- _What you need to do_
Copy each record exactly as it reads, leaving out any pictures it holds.

----- Provided material -----

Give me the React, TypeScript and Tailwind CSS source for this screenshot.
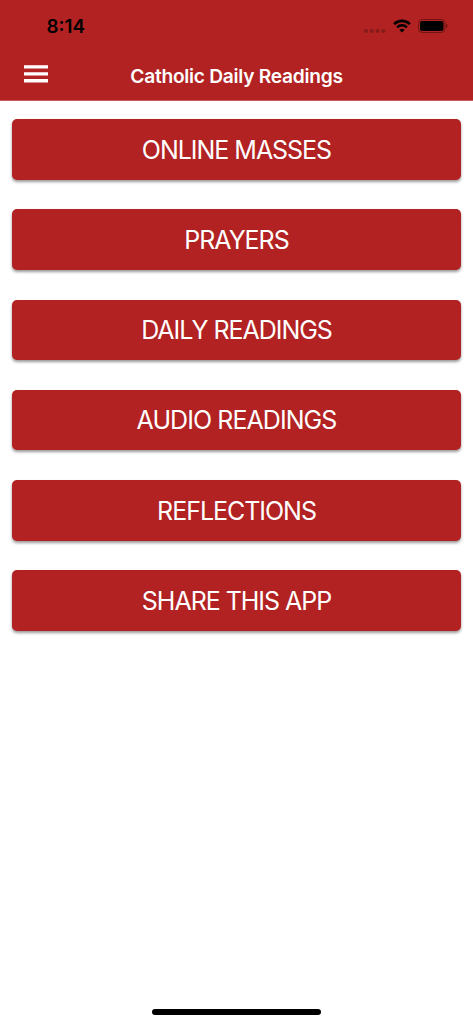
const menu = [
  { label: "ONLINE MASSES", tracking: "tracking-[-1.03px]" },
  { label: "PRAYERS", tracking: "tracking-[-1.03px]" },
  { label: "DAILY READINGS", tracking: "tracking-[-1.03px]" },
  { label: "AUDIO READINGS", tracking: "tracking-[-0.93px]" },
  { label: "REFLECTIONS", tracking: "tracking-[-1.03px]" },
  { label: "SHARE THIS APP", tracking: "tracking-[-1.03px]" },
];

const StatusBar = () => {
  return (
    <div className="flex h-[51px] items-center justify-between pl-[46.5px] pr-[25px] pt-[2px] text-black">
      <span className="pt-[1.5px] text-[18.8px] font-semibold leading-none">8:14</span>
      <div className="flex items-center pb-px">
        <svg width="22" height="4" viewBox="0 0 22 4" className="mt-[9px]" fill="#851a1a">
          <circle cx="2" cy="2" r="2" />
          <circle cx="7.8" cy="2" r="2" />
          <circle cx="13.6" cy="2" r="2" />
          <circle cx="19.4" cy="2" r="2" />
        </svg>
        <svg width="18" height="14" viewBox="0 0 18 14" className="ml-[7px]" fill="none" stroke="#000">
          <path d="M1.1 5.1a11.3 11.3 0 0 1 15.8 0" strokeWidth="2.6" />
          <path d="M4.1 8.3a7 7 0 0 1 9.8 0" strokeWidth="2.5" />
          <path d="M9 13.5 6.4 10.9a3.8 3.8 0 0 1 5.2 0Z" fill="#000" stroke="none" />
        </svg>
        <svg width="30" height="14" viewBox="0 0 30 14" className="ml-[7px]">
          <rect x="0.5" y="0.5" width="26.5" height="13" rx="3.8" fill="none" stroke="#701515" />
          <rect x="2" y="2" width="23.5" height="10" rx="2.3" fill="#000" />
          <path d="M28.3 4.8c1.7.7 1.7 3.7 0 4.4Z" fill="#5c1111" />
        </svg>
      </div>
    </div>
  );
};

const Header = () => {
  return (
    <header className="h-[101px] border-b border-[#c85b5d] bg-[#b22222]">
      <StatusBar />
      <div className="grid h-[49px] grid-cols-[1fr_auto_1fr] items-center">
        <button aria-label="Menu" className="ml-[24px] w-[24px] pb-[3px]">
          <svg width="24" height="18" viewBox="0 0 24 18" fill="#fff" className="block">
            <path d="M0 .2h24v3.4H0zM0 7.2h24v3.4H0zM0 14.1h24v3.4H0z" />
          </svg>
        </button>
        <h1 className="pt-[2px] text-[19.2px] font-semibold leading-none tracking-[-0.28px] text-white">
          Catholic Daily Readings
        </h1>
      </div>
    </header>
  );
};

const App = () => {
  return (
    <div className="flex h-screen flex-col overflow-hidden bg-white font-['Inter',sans-serif]">
      <Header />
      <main className="flex flex-1 flex-col gap-[29.65px] px-[11.7px] pt-[18.2px]">
        {menu.map((item) => (
          <button
            key={item.label}
            className="flex h-[60.6px] shrink-0 items-center justify-center rounded-[5px] bg-[#b22222] pt-[1.5px] text-[25px] leading-none text-white shadow-[0_2px_3px_rgba(0,0,0,0.4)]"
          >
            <span className={item.tracking}>{item.label}</span>
          </button>
        ))}
      </main>
      <div className="mx-auto mb-[9px] h-[6px] w-[169px] rounded-full bg-black" />
    </div>
  );
};

export default App;
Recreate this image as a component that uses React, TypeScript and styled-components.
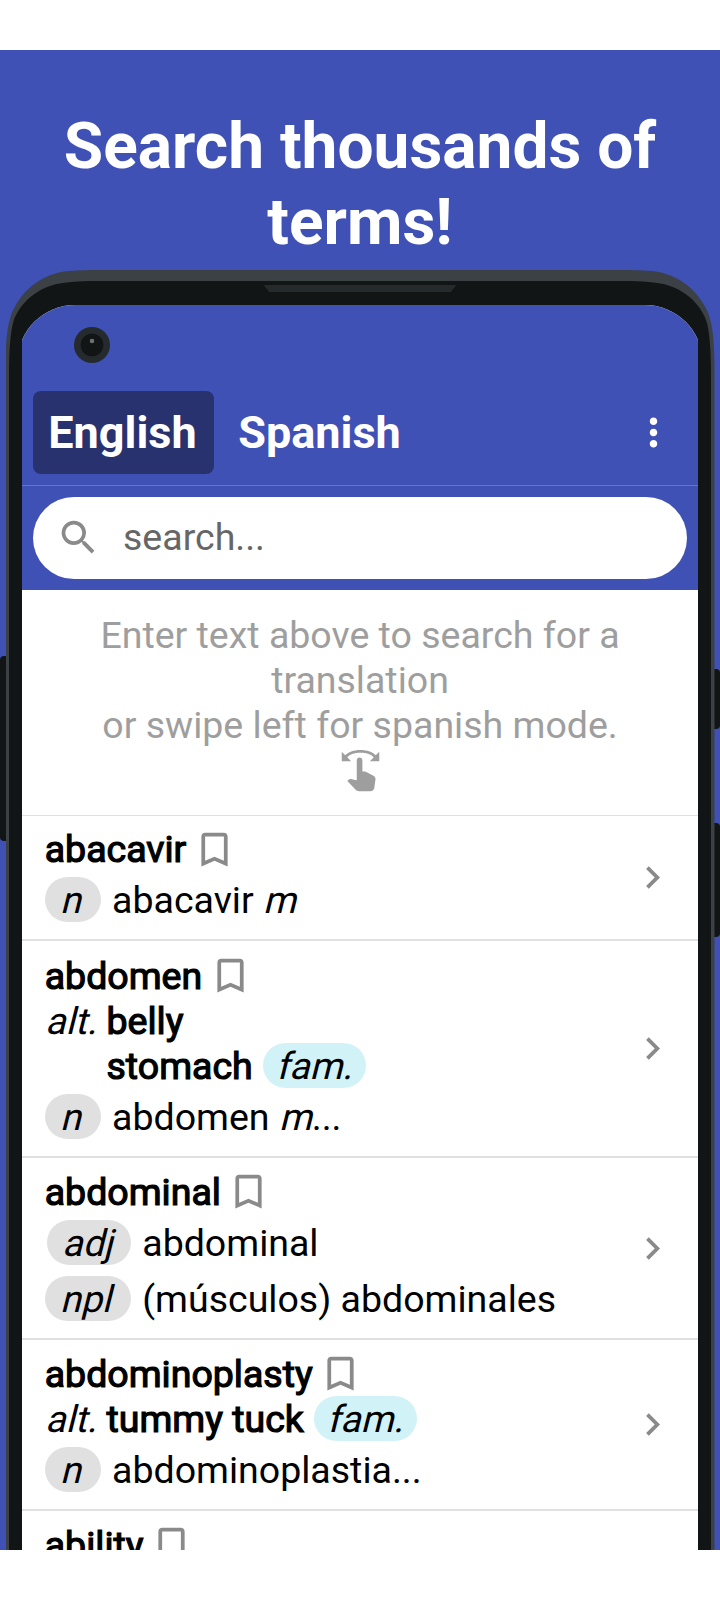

-----

- _Task response_
Give me the React, TypeScript and Tailwind CSS source for this screenshot.
const menu = [
  { label: "ONLINE MASSES", tracking: "tracking-[-1.03px]" },
  { label: "PRAYERS", tracking: "tracking-[-1.03px]" },
  { label: "DAILY READINGS", tracking: "tracking-[-1.03px]" },
  { label: "AUDIO READINGS", tracking: "tracking-[-0.93px]" },
  { label: "REFLECTIONS", tracking: "tracking-[-1.03px]" },
  { label: "SHARE THIS APP", tracking: "tracking-[-1.03px]" },
];

const StatusBar = () => {
  return (
    <div className="flex h-[51px] items-center justify-between pl-[46.5px] pr-[25px] pt-[2px] text-black">
      <span className="pt-[1.5px] text-[18.8px] font-semibold leading-none">8:14</span>
      <div className="flex items-center pb-px">
        <svg width="22" height="4" viewBox="0 0 22 4" className="mt-[9px]" fill="#851a1a">
          <circle cx="2" cy="2" r="2" />
          <circle cx="7.8" cy="2" r="2" />
          <circle cx="13.6" cy="2" r="2" />
          <circle cx="19.4" cy="2" r="2" />
        </svg>
        <svg width="18" height="14" viewBox="0 0 18 14" className="ml-[7px]" fill="none" stroke="#000">
          <path d="M1.1 5.1a11.3 11.3 0 0 1 15.8 0" strokeWidth="2.6" />
          <path d="M4.1 8.3a7 7 0 0 1 9.8 0" strokeWidth="2.5" />
          <path d="M9 13.5 6.4 10.9a3.8 3.8 0 0 1 5.2 0Z" fill="#000" stroke="none" />
        </svg>
        <svg width="30" height="14" viewBox="0 0 30 14" className="ml-[7px]">
          <rect x="0.5" y="0.5" width="26.5" height="13" rx="3.8" fill="none" stroke="#701515" />
          <rect x="2" y="2" width="23.5" height="10" rx="2.3" fill="#000" />
          <path d="M28.3 4.8c1.7.7 1.7 3.7 0 4.4Z" fill="#5c1111" />
        </svg>
      </div>
    </div>
  );
};

const Header = () => {
  return (
    <header className="h-[101px] border-b border-[#c85b5d] bg-[#b22222]">
      <StatusBar />
      <div className="grid h-[49px] grid-cols-[1fr_auto_1fr] items-center">
        <button aria-label="Menu" className="ml-[24px] w-[24px] pb-[3px]">
          <svg width="24" height="18" viewBox="0 0 24 18" fill="#fff" className="block">
            <path d="M0 .2h24v3.4H0zM0 7.2h24v3.4H0zM0 14.1h24v3.4H0z" />
          </svg>
        </button>
        <h1 className="pt-[2px] text-[19.2px] font-semibold leading-none tracking-[-0.28px] text-white">
          Catholic Daily Readings
        </h1>
      </div>
    </header>
  );
};

const App = () => {
  return (
    <div className="flex h-screen flex-col overflow-hidden bg-white font-['Inter',sans-serif]">
      <Header />
      <main className="flex flex-1 flex-col gap-[29.65px] px-[11.7px] pt-[18.2px]">
        {menu.map((item) => (
          <button
            key={item.label}
            className="flex h-[60.6px] shrink-0 items-center justify-center rounded-[5px] bg-[#b22222] pt-[1.5px] text-[25px] leading-none text-white shadow-[0_2px_3px_rgba(0,0,0,0.4)]"
          >
            <span className={item.tracking}>{item.label}</span>
          </button>
        ))}
      </main>
      <div className="mx-auto mb-[9px] h-[6px] w-[169px] rounded-full bg-black" />
    </div>
  );
};

export default App;
Recreate this image as a component that uses React, TypeScript and styled-components.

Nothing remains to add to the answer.